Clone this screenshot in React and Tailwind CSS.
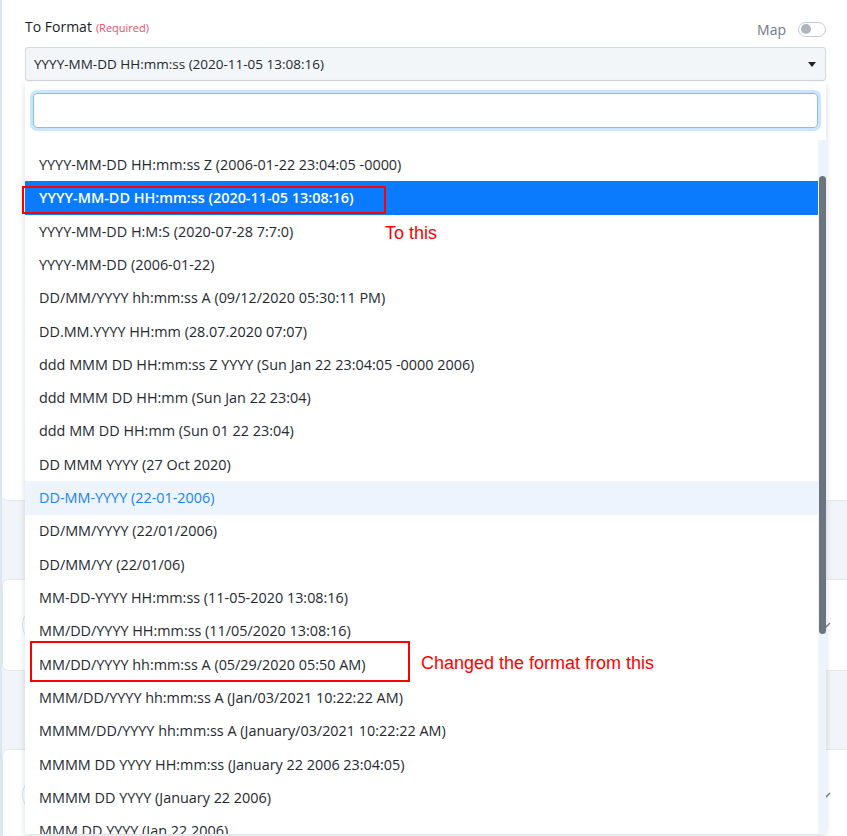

+++++

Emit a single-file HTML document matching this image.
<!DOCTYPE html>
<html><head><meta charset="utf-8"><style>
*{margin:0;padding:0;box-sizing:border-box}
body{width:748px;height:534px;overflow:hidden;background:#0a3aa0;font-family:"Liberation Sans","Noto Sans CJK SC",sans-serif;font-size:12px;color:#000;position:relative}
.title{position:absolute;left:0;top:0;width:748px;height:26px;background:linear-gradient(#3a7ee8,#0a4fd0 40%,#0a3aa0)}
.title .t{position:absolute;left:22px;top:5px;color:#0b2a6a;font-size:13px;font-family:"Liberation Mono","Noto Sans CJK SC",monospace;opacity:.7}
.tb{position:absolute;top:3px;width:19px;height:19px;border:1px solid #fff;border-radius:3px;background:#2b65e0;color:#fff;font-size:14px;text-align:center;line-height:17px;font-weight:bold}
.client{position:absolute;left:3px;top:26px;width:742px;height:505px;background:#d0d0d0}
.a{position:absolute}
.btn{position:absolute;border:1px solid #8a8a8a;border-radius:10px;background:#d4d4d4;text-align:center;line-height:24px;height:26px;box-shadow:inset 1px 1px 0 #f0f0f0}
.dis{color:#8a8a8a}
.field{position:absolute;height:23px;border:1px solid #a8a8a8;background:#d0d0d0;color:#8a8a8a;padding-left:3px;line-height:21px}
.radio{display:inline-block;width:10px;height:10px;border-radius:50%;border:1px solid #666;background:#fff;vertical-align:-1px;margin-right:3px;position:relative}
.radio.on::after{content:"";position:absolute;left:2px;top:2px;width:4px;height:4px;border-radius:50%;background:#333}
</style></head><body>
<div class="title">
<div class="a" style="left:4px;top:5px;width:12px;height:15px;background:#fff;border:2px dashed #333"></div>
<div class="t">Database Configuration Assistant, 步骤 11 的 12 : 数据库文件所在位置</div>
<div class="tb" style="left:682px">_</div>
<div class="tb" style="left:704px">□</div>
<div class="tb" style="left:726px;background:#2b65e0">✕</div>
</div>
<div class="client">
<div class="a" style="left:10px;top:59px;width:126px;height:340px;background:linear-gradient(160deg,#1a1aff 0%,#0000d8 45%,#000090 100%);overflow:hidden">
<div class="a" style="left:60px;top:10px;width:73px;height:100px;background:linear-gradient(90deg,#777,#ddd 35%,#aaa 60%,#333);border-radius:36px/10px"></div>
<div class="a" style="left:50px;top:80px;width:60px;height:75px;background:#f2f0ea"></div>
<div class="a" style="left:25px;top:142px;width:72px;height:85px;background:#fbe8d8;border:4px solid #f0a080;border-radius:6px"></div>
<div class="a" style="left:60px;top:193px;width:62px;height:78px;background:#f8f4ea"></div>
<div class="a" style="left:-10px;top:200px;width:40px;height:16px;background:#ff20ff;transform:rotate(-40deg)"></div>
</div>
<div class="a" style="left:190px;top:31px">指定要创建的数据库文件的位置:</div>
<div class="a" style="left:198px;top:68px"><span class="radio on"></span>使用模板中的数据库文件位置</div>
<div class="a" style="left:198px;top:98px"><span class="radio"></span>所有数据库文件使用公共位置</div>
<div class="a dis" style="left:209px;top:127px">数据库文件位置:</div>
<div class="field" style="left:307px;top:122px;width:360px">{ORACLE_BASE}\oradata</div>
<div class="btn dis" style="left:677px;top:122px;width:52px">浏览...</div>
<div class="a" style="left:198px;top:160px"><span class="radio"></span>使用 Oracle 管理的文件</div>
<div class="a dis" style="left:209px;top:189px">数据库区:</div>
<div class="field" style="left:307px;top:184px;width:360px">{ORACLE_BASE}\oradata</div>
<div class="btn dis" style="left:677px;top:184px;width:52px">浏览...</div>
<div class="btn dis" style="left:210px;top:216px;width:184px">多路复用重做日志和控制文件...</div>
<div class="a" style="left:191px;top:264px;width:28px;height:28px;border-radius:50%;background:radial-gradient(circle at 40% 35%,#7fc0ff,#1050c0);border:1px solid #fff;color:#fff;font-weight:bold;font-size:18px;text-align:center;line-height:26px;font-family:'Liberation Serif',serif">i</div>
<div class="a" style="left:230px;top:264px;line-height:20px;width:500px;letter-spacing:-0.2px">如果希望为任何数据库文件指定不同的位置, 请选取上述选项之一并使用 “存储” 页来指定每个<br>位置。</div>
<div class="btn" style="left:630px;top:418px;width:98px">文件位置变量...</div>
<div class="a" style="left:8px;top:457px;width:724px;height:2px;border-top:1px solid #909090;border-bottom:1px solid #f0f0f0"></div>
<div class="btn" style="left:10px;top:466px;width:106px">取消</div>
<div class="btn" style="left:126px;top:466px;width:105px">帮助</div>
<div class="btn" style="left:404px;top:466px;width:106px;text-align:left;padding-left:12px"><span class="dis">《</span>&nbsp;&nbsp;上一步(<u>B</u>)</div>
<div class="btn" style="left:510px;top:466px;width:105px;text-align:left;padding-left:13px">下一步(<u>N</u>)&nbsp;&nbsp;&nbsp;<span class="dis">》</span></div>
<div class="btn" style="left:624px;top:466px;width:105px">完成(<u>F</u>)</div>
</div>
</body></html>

+++++

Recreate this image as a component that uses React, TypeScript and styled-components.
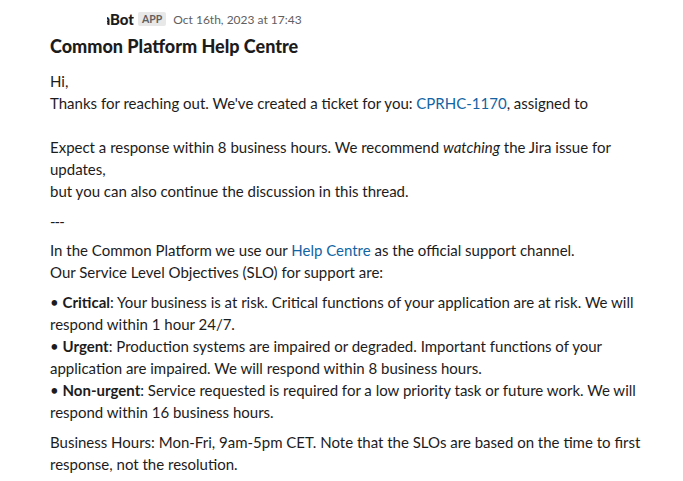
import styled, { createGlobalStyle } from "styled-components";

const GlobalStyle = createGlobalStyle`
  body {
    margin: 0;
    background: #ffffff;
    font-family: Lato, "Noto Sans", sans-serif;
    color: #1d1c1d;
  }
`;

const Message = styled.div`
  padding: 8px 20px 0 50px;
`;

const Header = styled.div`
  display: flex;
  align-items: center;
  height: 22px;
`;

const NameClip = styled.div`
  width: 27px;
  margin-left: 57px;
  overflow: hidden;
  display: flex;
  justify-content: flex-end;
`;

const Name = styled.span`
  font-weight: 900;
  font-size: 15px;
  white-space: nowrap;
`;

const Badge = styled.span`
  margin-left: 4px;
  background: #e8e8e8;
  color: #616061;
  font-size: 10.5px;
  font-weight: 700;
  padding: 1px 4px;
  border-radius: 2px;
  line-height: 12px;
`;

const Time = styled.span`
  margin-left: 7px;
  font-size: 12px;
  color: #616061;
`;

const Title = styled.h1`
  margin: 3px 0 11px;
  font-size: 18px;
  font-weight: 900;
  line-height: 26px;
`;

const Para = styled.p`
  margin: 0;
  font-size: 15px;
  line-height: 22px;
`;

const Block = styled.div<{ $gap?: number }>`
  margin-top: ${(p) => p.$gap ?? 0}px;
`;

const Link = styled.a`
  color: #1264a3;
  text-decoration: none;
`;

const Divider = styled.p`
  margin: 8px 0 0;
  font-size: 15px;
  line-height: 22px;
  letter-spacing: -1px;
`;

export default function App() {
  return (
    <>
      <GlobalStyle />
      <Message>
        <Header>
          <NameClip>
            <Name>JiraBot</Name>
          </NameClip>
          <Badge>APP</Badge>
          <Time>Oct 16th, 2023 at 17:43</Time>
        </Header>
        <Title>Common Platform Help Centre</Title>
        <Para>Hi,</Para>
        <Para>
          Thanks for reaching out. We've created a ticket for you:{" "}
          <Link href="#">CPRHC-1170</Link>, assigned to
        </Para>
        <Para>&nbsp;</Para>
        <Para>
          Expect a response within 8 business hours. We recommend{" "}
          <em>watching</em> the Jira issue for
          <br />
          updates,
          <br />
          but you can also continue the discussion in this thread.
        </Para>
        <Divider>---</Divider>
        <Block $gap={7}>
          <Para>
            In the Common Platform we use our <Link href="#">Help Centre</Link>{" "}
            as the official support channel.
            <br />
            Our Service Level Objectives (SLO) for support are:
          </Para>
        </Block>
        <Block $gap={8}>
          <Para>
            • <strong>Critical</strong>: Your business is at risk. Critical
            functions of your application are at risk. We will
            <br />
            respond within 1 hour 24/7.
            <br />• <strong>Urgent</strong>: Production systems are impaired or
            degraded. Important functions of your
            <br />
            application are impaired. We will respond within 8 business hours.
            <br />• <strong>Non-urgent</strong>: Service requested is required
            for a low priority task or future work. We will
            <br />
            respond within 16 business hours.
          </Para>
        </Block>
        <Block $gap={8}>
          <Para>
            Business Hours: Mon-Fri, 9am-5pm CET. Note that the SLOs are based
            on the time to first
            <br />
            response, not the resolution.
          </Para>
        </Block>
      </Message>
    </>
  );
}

+++++

WHAT YOU WILL DO —
Only the number is wanted: how many lines of these entries contain the string "that"?

TASK OUTPUT —
2